**Required task:**
Write out the material exactly, with the pictures left out.

**Records to process:**

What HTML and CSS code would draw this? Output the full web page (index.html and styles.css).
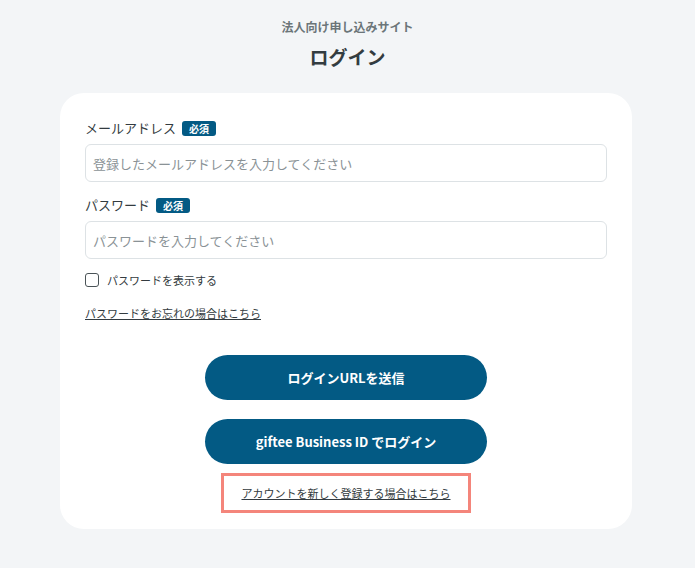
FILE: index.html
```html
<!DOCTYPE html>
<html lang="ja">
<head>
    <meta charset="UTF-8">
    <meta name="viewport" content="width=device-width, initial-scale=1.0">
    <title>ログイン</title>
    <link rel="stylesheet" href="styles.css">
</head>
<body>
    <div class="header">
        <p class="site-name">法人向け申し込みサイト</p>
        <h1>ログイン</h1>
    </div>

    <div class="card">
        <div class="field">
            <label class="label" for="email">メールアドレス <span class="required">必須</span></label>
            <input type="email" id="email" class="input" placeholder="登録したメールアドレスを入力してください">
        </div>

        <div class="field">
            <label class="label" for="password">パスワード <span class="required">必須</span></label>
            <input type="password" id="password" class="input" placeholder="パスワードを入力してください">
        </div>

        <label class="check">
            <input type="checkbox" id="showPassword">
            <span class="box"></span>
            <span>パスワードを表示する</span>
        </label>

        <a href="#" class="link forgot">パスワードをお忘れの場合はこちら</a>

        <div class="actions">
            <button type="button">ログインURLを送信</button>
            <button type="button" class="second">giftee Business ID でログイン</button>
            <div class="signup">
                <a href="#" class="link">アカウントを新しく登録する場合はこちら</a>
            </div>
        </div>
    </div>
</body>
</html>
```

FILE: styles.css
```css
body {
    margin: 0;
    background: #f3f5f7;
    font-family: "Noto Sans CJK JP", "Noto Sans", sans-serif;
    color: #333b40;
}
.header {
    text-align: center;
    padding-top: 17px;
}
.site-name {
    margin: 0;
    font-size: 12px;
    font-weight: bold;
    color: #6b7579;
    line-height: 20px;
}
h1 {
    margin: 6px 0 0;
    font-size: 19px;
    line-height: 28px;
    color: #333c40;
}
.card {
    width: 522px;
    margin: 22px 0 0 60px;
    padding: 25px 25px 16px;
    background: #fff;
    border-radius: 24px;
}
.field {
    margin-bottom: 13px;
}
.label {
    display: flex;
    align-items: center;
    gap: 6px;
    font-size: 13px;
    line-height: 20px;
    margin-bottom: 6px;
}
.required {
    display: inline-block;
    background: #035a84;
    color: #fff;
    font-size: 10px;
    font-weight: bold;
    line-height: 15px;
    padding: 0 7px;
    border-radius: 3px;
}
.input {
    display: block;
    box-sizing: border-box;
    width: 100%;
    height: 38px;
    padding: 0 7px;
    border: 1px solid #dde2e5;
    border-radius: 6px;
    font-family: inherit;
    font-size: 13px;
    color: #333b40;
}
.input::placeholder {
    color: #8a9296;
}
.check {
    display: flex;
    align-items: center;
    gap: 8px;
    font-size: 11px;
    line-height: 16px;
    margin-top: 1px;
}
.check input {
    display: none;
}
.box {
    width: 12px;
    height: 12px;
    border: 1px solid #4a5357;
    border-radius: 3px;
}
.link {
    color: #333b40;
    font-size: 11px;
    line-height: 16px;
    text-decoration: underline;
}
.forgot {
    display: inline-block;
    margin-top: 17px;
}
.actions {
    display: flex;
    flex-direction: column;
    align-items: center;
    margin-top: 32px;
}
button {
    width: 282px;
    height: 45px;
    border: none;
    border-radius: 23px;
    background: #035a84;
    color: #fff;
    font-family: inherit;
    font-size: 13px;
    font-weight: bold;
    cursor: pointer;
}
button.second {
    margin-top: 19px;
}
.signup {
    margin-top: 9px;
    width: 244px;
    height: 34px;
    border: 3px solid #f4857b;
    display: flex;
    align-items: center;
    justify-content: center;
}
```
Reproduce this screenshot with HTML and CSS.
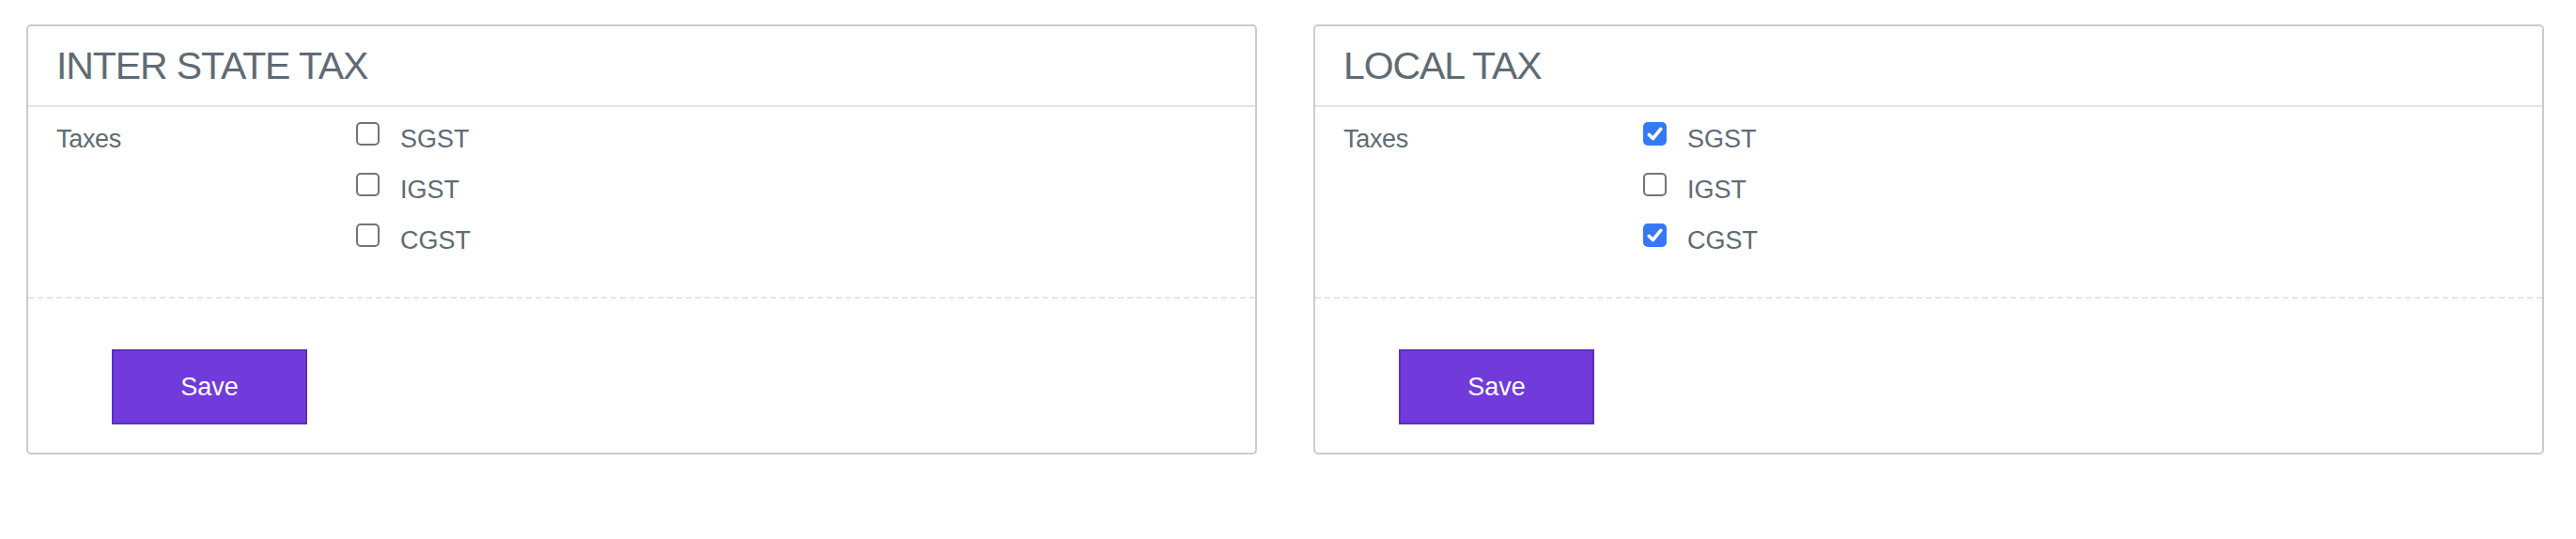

**Task solution:**
What HTML and CSS code would draw this? Output the full web page (index.html and styles.css).
FILE: index.html
```html
<!DOCTYPE html>
<html lang="ja">
<head>
    <meta charset="UTF-8">
    <meta name="viewport" content="width=device-width, initial-scale=1.0">
    <title>ログイン</title>
    <link rel="stylesheet" href="styles.css">
</head>
<body>
    <div class="header">
        <p class="site-name">法人向け申し込みサイト</p>
        <h1>ログイン</h1>
    </div>

    <div class="card">
        <div class="field">
            <label class="label" for="email">メールアドレス <span class="required">必須</span></label>
            <input type="email" id="email" class="input" placeholder="登録したメールアドレスを入力してください">
        </div>

        <div class="field">
            <label class="label" for="password">パスワード <span class="required">必須</span></label>
            <input type="password" id="password" class="input" placeholder="パスワードを入力してください">
        </div>

        <label class="check">
            <input type="checkbox" id="showPassword">
            <span class="box"></span>
            <span>パスワードを表示する</span>
        </label>

        <a href="#" class="link forgot">パスワードをお忘れの場合はこちら</a>

        <div class="actions">
            <button type="button">ログインURLを送信</button>
            <button type="button" class="second">giftee Business ID でログイン</button>
            <div class="signup">
                <a href="#" class="link">アカウントを新しく登録する場合はこちら</a>
            </div>
        </div>
    </div>
</body>
</html>
```

FILE: styles.css
```css
body {
    margin: 0;
    background: #f3f5f7;
    font-family: "Noto Sans CJK JP", "Noto Sans", sans-serif;
    color: #333b40;
}
.header {
    text-align: center;
    padding-top: 17px;
}
.site-name {
    margin: 0;
    font-size: 12px;
    font-weight: bold;
    color: #6b7579;
    line-height: 20px;
}
h1 {
    margin: 6px 0 0;
    font-size: 19px;
    line-height: 28px;
    color: #333c40;
}
.card {
    width: 522px;
    margin: 22px 0 0 60px;
    padding: 25px 25px 16px;
    background: #fff;
    border-radius: 24px;
}
.field {
    margin-bottom: 13px;
}
.label {
    display: flex;
    align-items: center;
    gap: 6px;
    font-size: 13px;
    line-height: 20px;
    margin-bottom: 6px;
}
.required {
    display: inline-block;
    background: #035a84;
    color: #fff;
    font-size: 10px;
    font-weight: bold;
    line-height: 15px;
    padding: 0 7px;
    border-radius: 3px;
}
.input {
    display: block;
    box-sizing: border-box;
    width: 100%;
    height: 38px;
    padding: 0 7px;
    border: 1px solid #dde2e5;
    border-radius: 6px;
    font-family: inherit;
    font-size: 13px;
    color: #333b40;
}
.input::placeholder {
    color: #8a9296;
}
.check {
    display: flex;
    align-items: center;
    gap: 8px;
    font-size: 11px;
    line-height: 16px;
    margin-top: 1px;
}
.check input {
    display: none;
}
.box {
    width: 12px;
    height: 12px;
    border: 1px solid #4a5357;
    border-radius: 3px;
}
.link {
    color: #333b40;
    font-size: 11px;
    line-height: 16px;
    text-decoration: underline;
}
.forgot {
    display: inline-block;
    margin-top: 17px;
}
.actions {
    display: flex;
    flex-direction: column;
    align-items: center;
    margin-top: 32px;
}
button {
    width: 282px;
    height: 45px;
    border: none;
    border-radius: 23px;
    background: #035a84;
    color: #fff;
    font-family: inherit;
    font-size: 13px;
    font-weight: bold;
    cursor: pointer;
}
button.second {
    margin-top: 19px;
}
.signup {
    margin-top: 9px;
    width: 244px;
    height: 34px;
    border: 3px solid #f4857b;
    display: flex;
    align-items: center;
    justify-content: center;
}
```
Reproduce this screenshot with HTML and CSS.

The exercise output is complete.